Under "Areas of Special Interest," the Goss report is highly critical of both the CIA's Directorate of Operations and Directorate of Intelligence. "All is not well in the world of clandestine human intelligence collection," the report states. "The committee, in the strongest possible terms, asserts that the Directorate of Operations needs fixing. For too long, the CIA has been ignoring its core mission activities. There is a dysfunctional denial of any need for corrective action."

This excoriation led to a highly unusual step: It prompted outgoing DCI George Tenet, Acting CIA Director John McLaughlin, and former Deputy Director of Operations James Pavitt to state publicly that Goss knew that they had been fixing the Agency after years of neglect. Tenet wrote a letter to Goss, posted on the CIA's open-access website, noting that since he expected that Goss would leak his own criticisms of the Agency, Tenet had made his own reply public as well.
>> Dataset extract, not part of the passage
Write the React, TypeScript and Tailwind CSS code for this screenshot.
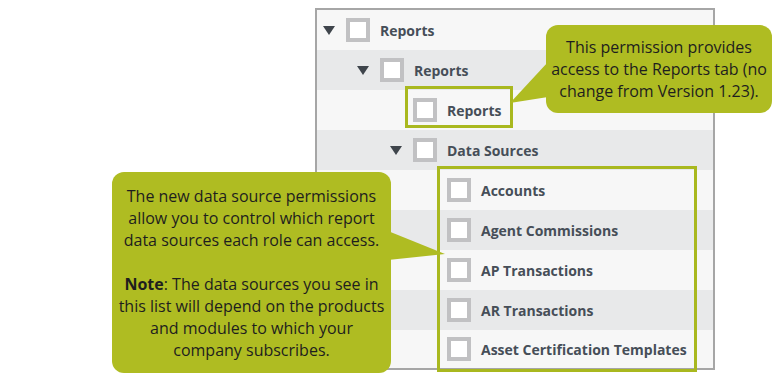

Tenet blasted Goss' "dysfunctional CIA" charge, questioning how it could be possible when "without exception, the goal of the various elements of the Intelligence Community has been to protect the lives of Americans everywhere. The Committee is within its rights to suggest different priorities, but I find it hard to accept that any serious observer would believe, as the Committee apparently does, that there is an unhealthy emphasis on counterterrorism and counterproliferation efforts, or that we are placing too much effort into supporting the nation's efforts in Iraq." Tenet charged that Goss was contributing to the process of bullying intelligence professionals into bending the truth in favor of political agendas—as done at the CIA by Cheney and his henchman "Scooter" Libby, in the build-up to the Iraq war.

There is no doubt that Cheney wants Goss in the CIA director's position. The good of the nation demands that a Goss appointment to this position be blocked.